**Stored data:**
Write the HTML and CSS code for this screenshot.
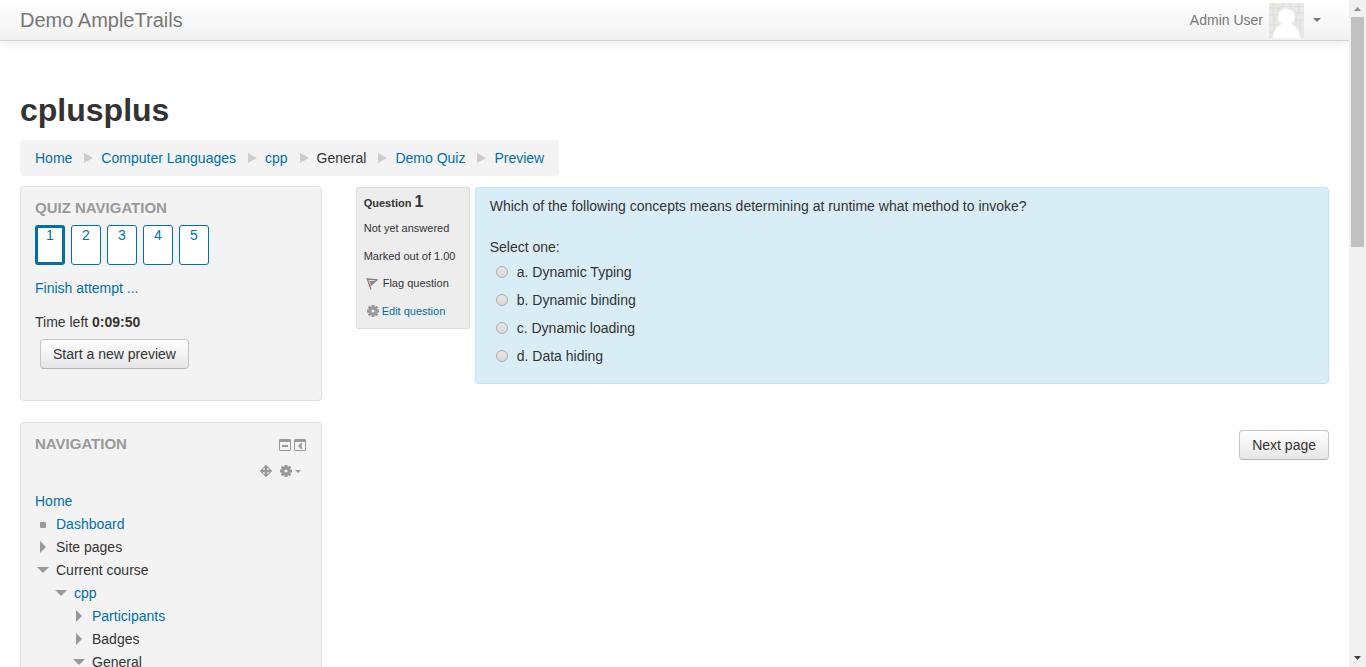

...

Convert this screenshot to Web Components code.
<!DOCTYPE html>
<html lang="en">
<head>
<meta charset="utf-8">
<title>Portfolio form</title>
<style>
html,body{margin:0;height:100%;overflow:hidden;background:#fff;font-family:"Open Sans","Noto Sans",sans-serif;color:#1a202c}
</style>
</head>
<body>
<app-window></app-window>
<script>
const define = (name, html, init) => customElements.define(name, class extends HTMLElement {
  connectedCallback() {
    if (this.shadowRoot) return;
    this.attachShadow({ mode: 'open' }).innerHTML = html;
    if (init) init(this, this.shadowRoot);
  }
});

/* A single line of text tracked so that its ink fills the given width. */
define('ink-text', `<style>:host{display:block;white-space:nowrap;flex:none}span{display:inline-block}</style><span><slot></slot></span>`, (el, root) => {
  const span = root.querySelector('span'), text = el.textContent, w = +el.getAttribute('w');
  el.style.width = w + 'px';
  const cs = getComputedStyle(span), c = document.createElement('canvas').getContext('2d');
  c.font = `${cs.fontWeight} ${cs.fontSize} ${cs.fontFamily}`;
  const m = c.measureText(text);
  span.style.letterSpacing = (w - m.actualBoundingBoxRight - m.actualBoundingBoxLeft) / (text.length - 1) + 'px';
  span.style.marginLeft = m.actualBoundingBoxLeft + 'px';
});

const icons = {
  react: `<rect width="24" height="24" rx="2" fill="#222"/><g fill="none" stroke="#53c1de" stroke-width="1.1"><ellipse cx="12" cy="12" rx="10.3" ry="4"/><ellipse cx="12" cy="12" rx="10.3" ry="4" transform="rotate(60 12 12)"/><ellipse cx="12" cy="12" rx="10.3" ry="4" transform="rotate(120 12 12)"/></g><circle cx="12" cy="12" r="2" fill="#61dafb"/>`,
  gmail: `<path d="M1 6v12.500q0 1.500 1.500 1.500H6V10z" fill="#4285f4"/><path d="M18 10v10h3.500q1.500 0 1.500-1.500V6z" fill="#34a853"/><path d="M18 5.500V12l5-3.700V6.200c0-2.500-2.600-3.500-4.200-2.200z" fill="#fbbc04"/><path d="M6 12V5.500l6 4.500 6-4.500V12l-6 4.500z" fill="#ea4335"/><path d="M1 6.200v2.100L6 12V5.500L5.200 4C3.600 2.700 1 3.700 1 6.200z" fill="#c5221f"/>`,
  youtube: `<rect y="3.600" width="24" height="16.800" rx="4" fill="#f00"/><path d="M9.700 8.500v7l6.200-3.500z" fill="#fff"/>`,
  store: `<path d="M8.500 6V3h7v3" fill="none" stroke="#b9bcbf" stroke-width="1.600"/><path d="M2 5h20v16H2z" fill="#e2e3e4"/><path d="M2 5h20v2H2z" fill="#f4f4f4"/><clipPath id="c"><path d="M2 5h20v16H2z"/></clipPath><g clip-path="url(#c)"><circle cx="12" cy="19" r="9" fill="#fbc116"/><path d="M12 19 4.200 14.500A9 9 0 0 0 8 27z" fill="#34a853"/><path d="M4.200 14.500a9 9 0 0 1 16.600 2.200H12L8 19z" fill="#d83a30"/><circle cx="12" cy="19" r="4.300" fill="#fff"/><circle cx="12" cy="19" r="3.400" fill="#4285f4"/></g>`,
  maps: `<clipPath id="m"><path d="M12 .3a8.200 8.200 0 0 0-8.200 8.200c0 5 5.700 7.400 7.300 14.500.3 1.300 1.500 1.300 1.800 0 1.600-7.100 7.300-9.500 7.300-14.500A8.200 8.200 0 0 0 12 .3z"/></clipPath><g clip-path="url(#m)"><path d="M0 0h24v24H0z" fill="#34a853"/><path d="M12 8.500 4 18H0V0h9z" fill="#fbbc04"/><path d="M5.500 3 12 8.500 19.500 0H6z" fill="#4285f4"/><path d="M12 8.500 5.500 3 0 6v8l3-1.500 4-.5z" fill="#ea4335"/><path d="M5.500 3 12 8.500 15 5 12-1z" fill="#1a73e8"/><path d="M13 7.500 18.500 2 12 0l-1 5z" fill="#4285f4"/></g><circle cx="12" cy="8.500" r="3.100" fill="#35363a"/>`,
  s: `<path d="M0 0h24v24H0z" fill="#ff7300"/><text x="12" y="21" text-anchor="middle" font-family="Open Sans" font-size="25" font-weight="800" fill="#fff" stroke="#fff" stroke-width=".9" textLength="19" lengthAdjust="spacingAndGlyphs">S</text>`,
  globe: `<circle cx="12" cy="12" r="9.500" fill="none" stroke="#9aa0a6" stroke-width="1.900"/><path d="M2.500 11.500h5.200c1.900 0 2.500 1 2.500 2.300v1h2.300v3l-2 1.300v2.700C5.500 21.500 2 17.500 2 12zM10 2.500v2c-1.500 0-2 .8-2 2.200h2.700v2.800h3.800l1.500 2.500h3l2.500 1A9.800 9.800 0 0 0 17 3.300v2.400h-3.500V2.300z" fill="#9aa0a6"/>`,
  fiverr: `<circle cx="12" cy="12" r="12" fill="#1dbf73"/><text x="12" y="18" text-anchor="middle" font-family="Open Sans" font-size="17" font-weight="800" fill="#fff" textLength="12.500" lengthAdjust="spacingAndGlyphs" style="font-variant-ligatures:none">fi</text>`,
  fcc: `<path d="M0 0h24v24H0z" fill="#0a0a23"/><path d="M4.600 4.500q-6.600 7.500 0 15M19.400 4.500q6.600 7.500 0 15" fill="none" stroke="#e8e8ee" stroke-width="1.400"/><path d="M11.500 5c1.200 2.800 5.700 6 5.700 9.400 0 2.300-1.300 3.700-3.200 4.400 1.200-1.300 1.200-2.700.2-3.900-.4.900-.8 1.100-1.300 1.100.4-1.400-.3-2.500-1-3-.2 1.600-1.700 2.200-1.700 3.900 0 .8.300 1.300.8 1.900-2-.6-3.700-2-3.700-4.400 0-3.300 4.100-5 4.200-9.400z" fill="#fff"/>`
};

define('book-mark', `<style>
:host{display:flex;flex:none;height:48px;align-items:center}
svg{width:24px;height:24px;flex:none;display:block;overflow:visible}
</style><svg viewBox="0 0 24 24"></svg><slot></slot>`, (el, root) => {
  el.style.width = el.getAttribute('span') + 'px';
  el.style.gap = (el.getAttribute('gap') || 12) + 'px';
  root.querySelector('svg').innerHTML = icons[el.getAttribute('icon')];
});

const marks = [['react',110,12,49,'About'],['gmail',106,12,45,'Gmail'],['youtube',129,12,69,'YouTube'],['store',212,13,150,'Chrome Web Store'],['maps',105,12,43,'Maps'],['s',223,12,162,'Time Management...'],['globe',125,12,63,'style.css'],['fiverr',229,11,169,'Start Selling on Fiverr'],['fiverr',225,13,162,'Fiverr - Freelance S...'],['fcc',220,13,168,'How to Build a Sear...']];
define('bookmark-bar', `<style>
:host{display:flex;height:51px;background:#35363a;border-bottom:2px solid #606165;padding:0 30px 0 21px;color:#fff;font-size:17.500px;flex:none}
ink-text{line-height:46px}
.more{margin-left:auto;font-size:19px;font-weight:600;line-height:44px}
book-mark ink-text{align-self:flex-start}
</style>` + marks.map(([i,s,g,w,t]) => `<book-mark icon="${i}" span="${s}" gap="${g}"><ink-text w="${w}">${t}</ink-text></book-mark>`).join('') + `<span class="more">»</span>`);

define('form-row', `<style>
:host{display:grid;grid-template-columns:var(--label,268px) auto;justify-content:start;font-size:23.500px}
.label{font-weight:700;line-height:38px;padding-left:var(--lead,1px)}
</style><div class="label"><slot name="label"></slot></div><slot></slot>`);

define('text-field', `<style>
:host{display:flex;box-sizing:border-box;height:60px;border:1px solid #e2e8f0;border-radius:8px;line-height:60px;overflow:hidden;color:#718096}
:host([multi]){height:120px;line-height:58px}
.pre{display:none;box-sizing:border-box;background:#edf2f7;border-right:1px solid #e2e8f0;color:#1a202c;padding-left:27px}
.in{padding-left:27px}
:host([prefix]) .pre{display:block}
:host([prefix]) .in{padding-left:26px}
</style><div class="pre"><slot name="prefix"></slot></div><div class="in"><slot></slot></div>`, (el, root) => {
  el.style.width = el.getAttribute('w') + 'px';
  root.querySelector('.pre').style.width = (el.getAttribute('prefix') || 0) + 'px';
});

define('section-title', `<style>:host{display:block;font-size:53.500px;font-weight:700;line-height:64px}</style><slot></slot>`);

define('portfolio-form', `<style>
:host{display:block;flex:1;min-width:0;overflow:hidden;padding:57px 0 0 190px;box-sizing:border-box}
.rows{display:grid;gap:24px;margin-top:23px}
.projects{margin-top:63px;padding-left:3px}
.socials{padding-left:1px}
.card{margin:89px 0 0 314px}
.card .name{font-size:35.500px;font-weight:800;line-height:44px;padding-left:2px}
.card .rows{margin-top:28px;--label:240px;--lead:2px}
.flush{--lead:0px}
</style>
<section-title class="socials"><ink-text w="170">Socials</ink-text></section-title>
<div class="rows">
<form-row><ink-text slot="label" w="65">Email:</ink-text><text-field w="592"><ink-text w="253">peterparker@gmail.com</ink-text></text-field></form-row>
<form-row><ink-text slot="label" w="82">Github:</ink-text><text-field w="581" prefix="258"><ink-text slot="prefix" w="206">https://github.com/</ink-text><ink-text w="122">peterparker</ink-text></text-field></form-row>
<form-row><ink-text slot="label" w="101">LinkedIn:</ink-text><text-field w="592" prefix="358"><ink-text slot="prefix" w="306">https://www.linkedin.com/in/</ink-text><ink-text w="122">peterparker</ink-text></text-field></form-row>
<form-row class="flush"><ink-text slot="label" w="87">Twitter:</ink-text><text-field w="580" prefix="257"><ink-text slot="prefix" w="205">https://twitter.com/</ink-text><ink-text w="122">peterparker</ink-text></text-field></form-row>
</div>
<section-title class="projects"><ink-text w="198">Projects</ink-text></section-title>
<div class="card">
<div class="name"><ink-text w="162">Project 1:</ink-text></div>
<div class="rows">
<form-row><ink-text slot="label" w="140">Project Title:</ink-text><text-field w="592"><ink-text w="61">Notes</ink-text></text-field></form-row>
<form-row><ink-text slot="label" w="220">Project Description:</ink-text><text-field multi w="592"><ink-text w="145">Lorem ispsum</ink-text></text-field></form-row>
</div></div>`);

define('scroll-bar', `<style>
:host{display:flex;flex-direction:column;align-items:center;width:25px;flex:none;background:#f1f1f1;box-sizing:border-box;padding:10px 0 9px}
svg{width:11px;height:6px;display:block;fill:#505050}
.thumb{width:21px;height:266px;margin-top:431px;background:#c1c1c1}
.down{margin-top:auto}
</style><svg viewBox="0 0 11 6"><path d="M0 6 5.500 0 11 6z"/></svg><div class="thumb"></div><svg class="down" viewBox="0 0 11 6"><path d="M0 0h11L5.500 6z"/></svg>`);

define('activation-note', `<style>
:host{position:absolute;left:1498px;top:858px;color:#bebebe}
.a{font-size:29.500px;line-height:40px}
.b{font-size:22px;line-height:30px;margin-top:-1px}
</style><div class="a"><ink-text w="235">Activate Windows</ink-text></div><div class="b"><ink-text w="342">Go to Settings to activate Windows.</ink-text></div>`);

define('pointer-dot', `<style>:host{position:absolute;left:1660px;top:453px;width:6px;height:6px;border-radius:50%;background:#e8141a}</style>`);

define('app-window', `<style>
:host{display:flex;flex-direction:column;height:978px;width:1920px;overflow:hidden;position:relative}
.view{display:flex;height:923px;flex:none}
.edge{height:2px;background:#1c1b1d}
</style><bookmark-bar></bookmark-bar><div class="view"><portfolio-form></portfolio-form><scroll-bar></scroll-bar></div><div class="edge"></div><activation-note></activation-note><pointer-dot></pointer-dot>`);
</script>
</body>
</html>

**Aim of the task:** Your task is to gather all lines from the entries above that hold the word "this".

**Output below:**
Write the HTML and CSS code for this screenshot.
Convert this screenshot to Web Components code.
    if (this.shadowRoot) return;
    this.attachShadow({ mode: 'open' }).innerHTML = html;
    if (init) init(this, this.shadowRoot);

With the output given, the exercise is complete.